Now, I’d never given much thought to the concept of Fate. It felt like an ancient but ludicrous concept to me. I think when I was younger I always felt pretty free to choose my path. But talking to my love about being the pilot was like talking to someone driven by forces unseen.
It wasn’t just his Grandfather’s being a pilot.
Or his Father’s being a pilot.
Or the uniform.
Or the plane.
Or the skies.
Or the park.
It was about a connection to something he seemed to feel was already set in motion, even with my objections.
So I caved. And in that moment we both felt it. It was a significant feeling of Alignment.
It wasn’t acceptance or giving in as much as simply getting on track with where momentum had already been trying to take us.

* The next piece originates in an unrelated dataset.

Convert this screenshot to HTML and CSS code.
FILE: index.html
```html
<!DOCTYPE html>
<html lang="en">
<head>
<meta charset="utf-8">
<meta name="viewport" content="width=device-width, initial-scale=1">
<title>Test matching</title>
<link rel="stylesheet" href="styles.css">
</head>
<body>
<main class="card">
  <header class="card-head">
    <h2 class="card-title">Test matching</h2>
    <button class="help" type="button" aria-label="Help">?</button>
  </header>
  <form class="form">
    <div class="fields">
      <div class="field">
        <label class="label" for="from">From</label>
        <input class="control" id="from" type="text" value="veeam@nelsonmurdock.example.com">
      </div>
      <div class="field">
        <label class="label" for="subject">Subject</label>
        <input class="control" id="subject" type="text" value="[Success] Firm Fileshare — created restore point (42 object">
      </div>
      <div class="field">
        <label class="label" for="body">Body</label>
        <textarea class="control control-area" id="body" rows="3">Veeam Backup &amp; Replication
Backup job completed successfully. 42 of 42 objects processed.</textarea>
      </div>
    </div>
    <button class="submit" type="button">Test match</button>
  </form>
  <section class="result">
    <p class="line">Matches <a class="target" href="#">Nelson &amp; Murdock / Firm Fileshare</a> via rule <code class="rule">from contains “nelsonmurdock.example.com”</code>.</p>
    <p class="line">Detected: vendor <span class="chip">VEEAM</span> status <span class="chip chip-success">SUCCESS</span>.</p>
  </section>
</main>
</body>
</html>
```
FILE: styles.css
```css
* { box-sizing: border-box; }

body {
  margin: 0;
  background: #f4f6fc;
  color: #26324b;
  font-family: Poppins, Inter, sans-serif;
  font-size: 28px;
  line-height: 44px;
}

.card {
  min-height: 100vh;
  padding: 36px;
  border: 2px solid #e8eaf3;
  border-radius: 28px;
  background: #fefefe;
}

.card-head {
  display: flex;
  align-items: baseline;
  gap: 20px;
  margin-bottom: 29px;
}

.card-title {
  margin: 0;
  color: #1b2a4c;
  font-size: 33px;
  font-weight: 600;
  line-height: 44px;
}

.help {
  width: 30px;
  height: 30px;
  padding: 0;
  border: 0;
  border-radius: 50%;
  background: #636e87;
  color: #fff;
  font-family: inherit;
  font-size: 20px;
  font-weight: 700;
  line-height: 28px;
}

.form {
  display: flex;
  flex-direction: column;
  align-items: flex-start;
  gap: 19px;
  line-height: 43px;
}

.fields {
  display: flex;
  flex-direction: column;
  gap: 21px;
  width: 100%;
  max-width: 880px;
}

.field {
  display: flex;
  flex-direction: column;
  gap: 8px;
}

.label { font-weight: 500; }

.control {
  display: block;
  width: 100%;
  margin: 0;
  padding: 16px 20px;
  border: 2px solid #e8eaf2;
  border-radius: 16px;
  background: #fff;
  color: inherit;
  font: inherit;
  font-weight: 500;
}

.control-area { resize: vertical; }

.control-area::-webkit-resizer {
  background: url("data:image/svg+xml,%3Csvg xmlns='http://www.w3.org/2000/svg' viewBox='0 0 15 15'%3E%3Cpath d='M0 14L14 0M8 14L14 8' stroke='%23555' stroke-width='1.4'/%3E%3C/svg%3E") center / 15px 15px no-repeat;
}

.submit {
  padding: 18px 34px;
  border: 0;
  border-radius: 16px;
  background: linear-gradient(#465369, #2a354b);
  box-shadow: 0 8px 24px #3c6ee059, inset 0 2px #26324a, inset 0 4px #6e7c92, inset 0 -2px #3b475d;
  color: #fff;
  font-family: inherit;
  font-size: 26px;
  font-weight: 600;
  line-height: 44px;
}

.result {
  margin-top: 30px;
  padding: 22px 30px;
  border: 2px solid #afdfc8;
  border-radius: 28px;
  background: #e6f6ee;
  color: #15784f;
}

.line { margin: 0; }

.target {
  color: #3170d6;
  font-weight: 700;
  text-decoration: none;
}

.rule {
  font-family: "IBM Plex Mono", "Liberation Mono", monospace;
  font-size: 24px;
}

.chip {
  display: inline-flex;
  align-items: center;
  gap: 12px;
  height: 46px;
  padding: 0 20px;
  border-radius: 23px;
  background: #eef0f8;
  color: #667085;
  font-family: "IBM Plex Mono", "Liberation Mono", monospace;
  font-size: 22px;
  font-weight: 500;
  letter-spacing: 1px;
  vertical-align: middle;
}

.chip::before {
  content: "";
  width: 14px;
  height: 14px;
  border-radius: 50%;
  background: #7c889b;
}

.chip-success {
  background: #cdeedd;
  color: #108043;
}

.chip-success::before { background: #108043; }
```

Now, I wish I could say that the past four years since we aligned with Fate were somehow simple. But they weren’t.
Leaving our home and friends up north was heartbreaking. I felt like we had to rip off a limb as we tore away.
And of course, moving twice in just a few months while Joshua’s hours kept him busier than ever was incredibly stressful.
Buying a house for the first time proved interesting and educational. Felt like we had to suspend all our beliefs about money and dive into a bottomless hole trusting that the numbers would and will work themselves out.
Finding out that our closest neighbors despise “noisy” children (um, talking in our yard is apparently too noisy) made us question our choices.
And of course homeschooling throughout all of this didn’t make anything simpler.
And then the return to a place I had internally vowed never to live again was…
A test in patience and keeping an open mind and heart.
But rewarding our openness, we’ve been met with everything we felt we were leaving behind–loving family, old and new friendships, and new respect for the beauty of the landscape and climate of the southern state.
And so here we are. We moved down here with a plan. Joshua would be a ground patrol ranger and do everything within his means to secure the Air Patrol One position. And after waiting a year for the vacant position to open, and then another three months for them to announce whether or not he’d gotten the position…It’s now official!
Congratulations Joshua! Air Patrol One Ranger Pilot! Congratulations on listening to, following, and reaching your dream potential! I am so proud of you and all that you have put into this. You’re ability to remain calm, logical, and patient as you forge on amazes me as much now as it did when I met you two decades ago. I love you!